TASK INSTRUCTIONS :: Leave out the images and repeat the listing below without a single change.

DATA EXCERPT ::
━━━
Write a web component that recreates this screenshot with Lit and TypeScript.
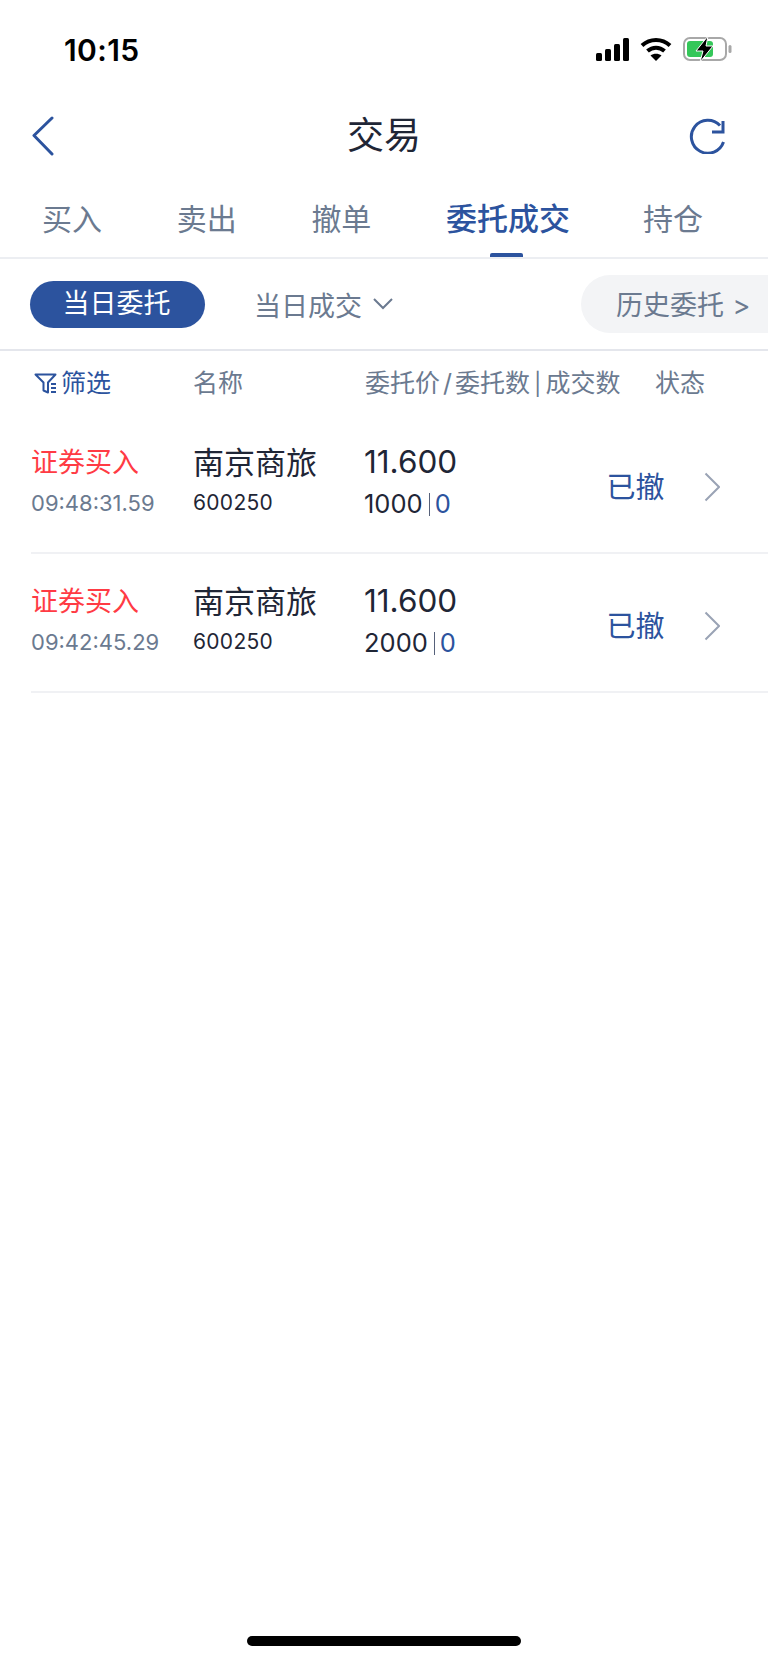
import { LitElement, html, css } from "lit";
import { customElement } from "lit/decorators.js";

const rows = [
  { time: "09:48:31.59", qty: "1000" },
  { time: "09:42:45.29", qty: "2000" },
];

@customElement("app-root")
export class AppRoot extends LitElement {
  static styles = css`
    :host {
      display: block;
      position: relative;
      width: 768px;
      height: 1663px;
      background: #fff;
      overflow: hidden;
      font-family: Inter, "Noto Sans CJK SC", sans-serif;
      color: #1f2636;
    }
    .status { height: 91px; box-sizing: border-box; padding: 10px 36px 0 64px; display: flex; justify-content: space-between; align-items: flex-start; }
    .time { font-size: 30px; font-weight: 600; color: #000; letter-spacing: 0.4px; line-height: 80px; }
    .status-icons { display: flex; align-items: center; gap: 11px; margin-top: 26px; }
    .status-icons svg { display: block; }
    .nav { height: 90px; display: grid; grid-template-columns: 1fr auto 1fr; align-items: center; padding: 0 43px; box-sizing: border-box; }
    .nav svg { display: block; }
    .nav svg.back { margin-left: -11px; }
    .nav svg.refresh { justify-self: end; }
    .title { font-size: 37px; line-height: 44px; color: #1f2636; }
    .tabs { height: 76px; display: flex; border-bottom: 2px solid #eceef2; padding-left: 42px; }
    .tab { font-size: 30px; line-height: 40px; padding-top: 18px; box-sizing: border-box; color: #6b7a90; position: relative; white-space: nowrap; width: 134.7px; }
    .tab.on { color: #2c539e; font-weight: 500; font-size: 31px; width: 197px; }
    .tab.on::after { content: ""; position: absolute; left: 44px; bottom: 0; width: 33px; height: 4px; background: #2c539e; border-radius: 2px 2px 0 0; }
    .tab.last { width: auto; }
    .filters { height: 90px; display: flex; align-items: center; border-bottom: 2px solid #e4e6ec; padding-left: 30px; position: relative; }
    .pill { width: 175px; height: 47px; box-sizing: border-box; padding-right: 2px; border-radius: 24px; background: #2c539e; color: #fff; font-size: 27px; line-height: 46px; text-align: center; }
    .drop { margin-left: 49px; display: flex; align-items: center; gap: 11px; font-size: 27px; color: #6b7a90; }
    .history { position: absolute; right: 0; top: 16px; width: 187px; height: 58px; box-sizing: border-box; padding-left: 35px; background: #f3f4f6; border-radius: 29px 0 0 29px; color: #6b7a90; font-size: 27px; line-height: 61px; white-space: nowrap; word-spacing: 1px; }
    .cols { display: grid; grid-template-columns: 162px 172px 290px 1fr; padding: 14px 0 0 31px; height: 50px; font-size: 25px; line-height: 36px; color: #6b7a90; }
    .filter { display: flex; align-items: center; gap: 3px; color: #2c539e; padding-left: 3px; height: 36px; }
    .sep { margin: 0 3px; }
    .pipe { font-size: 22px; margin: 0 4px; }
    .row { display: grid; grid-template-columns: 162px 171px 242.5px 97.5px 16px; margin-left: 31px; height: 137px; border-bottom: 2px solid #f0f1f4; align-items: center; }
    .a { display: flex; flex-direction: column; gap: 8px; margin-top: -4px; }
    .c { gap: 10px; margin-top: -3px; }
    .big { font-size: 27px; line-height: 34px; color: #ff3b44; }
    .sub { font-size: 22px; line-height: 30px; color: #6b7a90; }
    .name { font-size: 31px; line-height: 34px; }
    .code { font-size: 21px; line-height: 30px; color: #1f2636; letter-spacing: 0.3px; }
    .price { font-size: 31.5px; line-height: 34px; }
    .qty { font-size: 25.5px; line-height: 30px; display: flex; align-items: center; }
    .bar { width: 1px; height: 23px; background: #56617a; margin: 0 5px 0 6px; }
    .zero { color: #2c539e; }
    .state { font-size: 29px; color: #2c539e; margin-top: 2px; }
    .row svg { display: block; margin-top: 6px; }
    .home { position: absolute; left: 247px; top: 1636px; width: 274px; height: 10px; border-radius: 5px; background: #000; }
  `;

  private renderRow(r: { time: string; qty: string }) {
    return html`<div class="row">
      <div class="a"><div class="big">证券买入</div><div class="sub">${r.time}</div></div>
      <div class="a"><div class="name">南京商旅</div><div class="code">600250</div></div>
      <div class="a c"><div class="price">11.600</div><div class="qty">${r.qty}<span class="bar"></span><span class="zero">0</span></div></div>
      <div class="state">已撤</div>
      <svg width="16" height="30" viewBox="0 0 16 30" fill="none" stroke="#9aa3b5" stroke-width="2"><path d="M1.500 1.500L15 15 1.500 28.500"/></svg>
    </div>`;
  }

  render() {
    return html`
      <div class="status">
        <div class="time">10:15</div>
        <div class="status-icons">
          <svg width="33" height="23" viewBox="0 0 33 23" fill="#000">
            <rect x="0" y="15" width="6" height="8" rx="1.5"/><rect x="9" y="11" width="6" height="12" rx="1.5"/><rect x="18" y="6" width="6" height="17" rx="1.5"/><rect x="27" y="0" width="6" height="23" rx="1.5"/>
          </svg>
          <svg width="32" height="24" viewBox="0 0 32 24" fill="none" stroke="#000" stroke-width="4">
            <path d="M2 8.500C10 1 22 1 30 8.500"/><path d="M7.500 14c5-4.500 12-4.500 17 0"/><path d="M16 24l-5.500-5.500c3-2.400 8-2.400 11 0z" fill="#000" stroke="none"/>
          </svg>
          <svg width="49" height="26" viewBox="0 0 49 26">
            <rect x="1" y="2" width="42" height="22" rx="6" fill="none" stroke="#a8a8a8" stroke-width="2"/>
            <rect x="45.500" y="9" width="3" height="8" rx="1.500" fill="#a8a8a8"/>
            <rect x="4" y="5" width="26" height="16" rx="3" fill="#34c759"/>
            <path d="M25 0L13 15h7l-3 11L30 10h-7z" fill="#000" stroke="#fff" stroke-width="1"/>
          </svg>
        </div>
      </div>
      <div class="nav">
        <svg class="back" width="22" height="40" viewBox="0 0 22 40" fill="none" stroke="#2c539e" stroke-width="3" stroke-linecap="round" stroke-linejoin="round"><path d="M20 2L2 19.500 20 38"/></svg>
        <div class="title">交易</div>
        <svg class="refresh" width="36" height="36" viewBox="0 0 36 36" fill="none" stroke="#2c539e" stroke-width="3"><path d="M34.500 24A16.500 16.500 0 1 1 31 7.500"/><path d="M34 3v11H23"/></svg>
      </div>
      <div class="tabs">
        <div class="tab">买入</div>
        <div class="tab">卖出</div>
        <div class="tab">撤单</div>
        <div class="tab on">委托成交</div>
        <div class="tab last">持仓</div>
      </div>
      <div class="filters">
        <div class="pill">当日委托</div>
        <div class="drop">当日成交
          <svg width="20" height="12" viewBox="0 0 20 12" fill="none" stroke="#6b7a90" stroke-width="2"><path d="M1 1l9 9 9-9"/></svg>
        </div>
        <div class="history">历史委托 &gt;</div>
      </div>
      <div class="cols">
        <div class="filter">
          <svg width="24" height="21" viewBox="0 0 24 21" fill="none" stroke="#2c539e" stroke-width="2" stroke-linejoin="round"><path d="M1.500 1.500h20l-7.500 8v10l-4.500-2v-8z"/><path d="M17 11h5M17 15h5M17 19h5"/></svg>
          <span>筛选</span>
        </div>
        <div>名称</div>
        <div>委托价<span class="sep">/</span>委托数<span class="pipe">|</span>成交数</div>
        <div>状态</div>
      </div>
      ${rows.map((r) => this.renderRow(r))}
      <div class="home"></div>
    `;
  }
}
━━━
RESULT OF THIS TASK ::
Write a web component that recreates this screenshot with Lit and TypeScript.
import { LitElement, html, css } from "lit";
import { customElement } from "lit/decorators.js";

const rows = [
  { time: "09:48:31.59", qty: "1000" },
  { time: "09:42:45.29", qty: "2000" },
];

@customElement("app-root")
export class AppRoot extends LitElement {
  static styles = css`
    :host {
      display: block;
      position: relative;
      width: 768px;
      height: 1663px;
      background: #fff;
      overflow: hidden;
      font-family: Inter, "Noto Sans CJK SC", sans-serif;
      color: #1f2636;
    }
    .status { height: 91px; box-sizing: border-box; padding: 10px 36px 0 64px; display: flex; justify-content: space-between; align-items: flex-start; }
    .time { font-size: 30px; font-weight: 600; color: #000; letter-spacing: 0.4px; line-height: 80px; }
    .status-icons { display: flex; align-items: center; gap: 11px; margin-top: 26px; }
    .status-icons svg { display: block; }
    .nav { height: 90px; display: grid; grid-template-columns: 1fr auto 1fr; align-items: center; padding: 0 43px; box-sizing: border-box; }
    .nav svg { display: block; }
    .nav svg.back { margin-left: -11px; }
    .nav svg.refresh { justify-self: end; }
    .title { font-size: 37px; line-height: 44px; color: #1f2636; }
    .tabs { height: 76px; display: flex; border-bottom: 2px solid #eceef2; padding-left: 42px; }
    .tab { font-size: 30px; line-height: 40px; padding-top: 18px; box-sizing: border-box; color: #6b7a90; position: relative; white-space: nowrap; width: 134.7px; }
    .tab.on { color: #2c539e; font-weight: 500; font-size: 31px; width: 197px; }
    .tab.on::after { content: ""; position: absolute; left: 44px; bottom: 0; width: 33px; height: 4px; background: #2c539e; border-radius: 2px 2px 0 0; }
    .tab.last { width: auto; }
    .filters { height: 90px; display: flex; align-items: center; border-bottom: 2px solid #e4e6ec; padding-left: 30px; position: relative; }
    .pill { width: 175px; height: 47px; box-sizing: border-box; padding-right: 2px; border-radius: 24px; background: #2c539e; color: #fff; font-size: 27px; line-height: 46px; text-align: center; }
    .drop { margin-left: 49px; display: flex; align-items: center; gap: 11px; font-size: 27px; color: #6b7a90; }
    .history { position: absolute; right: 0; top: 16px; width: 187px; height: 58px; box-sizing: border-box; padding-left: 35px; background: #f3f4f6; border-radius: 29px 0 0 29px; color: #6b7a90; font-size: 27px; line-height: 61px; white-space: nowrap; word-spacing: 1px; }
    .cols { display: grid; grid-template-columns: 162px 172px 290px 1fr; padding: 14px 0 0 31px; height: 50px; font-size: 25px; line-height: 36px; color: #6b7a90; }
    .filter { display: flex; align-items: center; gap: 3px; color: #2c539e; padding-left: 3px; height: 36px; }
    .sep { margin: 0 3px; }
    .pipe { font-size: 22px; margin: 0 4px; }
    .row { display: grid; grid-template-columns: 162px 171px 242.5px 97.5px 16px; margin-left: 31px; height: 137px; border-bottom: 2px solid #f0f1f4; align-items: center; }
    .a { display: flex; flex-direction: column; gap: 8px; margin-top: -4px; }
    .c { gap: 10px; margin-top: -3px; }
    .big { font-size: 27px; line-height: 34px; color: #ff3b44; }
    .sub { font-size: 22px; line-height: 30px; color: #6b7a90; }
    .name { font-size: 31px; line-height: 34px; }
    .code { font-size: 21px; line-height: 30px; color: #1f2636; letter-spacing: 0.3px; }
    .price { font-size: 31.5px; line-height: 34px; }
    .qty { font-size: 25.5px; line-height: 30px; display: flex; align-items: center; }
    .bar { width: 1px; height: 23px; background: #56617a; margin: 0 5px 0 6px; }
    .zero { color: #2c539e; }
    .state { font-size: 29px; color: #2c539e; margin-top: 2px; }
    .row svg { display: block; margin-top: 6px; }
    .home { position: absolute; left: 247px; top: 1636px; width: 274px; height: 10px; border-radius: 5px; background: #000; }
  `;

  private renderRow(r: { time: string; qty: string }) {
    return html`<div class="row">
      <div class="a"><div class="big">证券买入</div><div class="sub">${r.time}</div></div>
      <div class="a"><div class="name">南京商旅</div><div class="code">600250</div></div>
      <div class="a c"><div class="price">11.600</div><div class="qty">${r.qty}<span class="bar"></span><span class="zero">0</span></div></div>
      <div class="state">已撤</div>
      <svg width="16" height="30" viewBox="0 0 16 30" fill="none" stroke="#9aa3b5" stroke-width="2"><path d="M1.500 1.500L15 15 1.500 28.500"/></svg>
    </div>`;
  }

  render() {
    return html`
      <div class="status">
        <div class="time">10:15</div>
        <div class="status-icons">
          <svg width="33" height="23" viewBox="0 0 33 23" fill="#000">
            <rect x="0" y="15" width="6" height="8" rx="1.5"/><rect x="9" y="11" width="6" height="12" rx="1.5"/><rect x="18" y="6" width="6" height="17" rx="1.5"/><rect x="27" y="0" width="6" height="23" rx="1.5"/>
          </svg>
          <svg width="32" height="24" viewBox="0 0 32 24" fill="none" stroke="#000" stroke-width="4">
            <path d="M2 8.500C10 1 22 1 30 8.500"/><path d="M7.500 14c5-4.500 12-4.500 17 0"/><path d="M16 24l-5.500-5.500c3-2.400 8-2.400 11 0z" fill="#000" stroke="none"/>
          </svg>
          <svg width="49" height="26" viewBox="0 0 49 26">
            <rect x="1" y="2" width="42" height="22" rx="6" fill="none" stroke="#a8a8a8" stroke-width="2"/>
            <rect x="45.500" y="9" width="3" height="8" rx="1.500" fill="#a8a8a8"/>
            <rect x="4" y="5" width="26" height="16" rx="3" fill="#34c759"/>
            <path d="M25 0L13 15h7l-3 11L30 10h-7z" fill="#000" stroke="#fff" stroke-width="1"/>
          </svg>
        </div>
      </div>
      <div class="nav">
        <svg class="back" width="22" height="40" viewBox="0 0 22 40" fill="none" stroke="#2c539e" stroke-width="3" stroke-linecap="round" stroke-linejoin="round"><path d="M20 2L2 19.500 20 38"/></svg>
        <div class="title">交易</div>
        <svg class="refresh" width="36" height="36" viewBox="0 0 36 36" fill="none" stroke="#2c539e" stroke-width="3"><path d="M34.500 24A16.500 16.500 0 1 1 31 7.500"/><path d="M34 3v11H23"/></svg>
      </div>
      <div class="tabs">
        <div class="tab">买入</div>
        <div class="tab">卖出</div>
        <div class="tab">撤单</div>
        <div class="tab on">委托成交</div>
        <div class="tab last">持仓</div>
      </div>
      <div class="filters">
        <div class="pill">当日委托</div>
        <div class="drop">当日成交
          <svg width="20" height="12" viewBox="0 0 20 12" fill="none" stroke="#6b7a90" stroke-width="2"><path d="M1 1l9 9 9-9"/></svg>
        </div>
        <div class="history">历史委托 &gt;</div>
      </div>
      <div class="cols">
        <div class="filter">
          <svg width="24" height="21" viewBox="0 0 24 21" fill="none" stroke="#2c539e" stroke-width="2" stroke-linejoin="round"><path d="M1.500 1.500h20l-7.500 8v10l-4.500-2v-8z"/><path d="M17 11h5M17 15h5M17 19h5"/></svg>
          <span>筛选</span>
        </div>
        <div>名称</div>
        <div>委托价<span class="sep">/</span>委托数<span class="pipe">|</span>成交数</div>
        <div>状态</div>
      </div>
      ${rows.map((r) => this.renderRow(r))}
      <div class="home"></div>
    `;
  }
}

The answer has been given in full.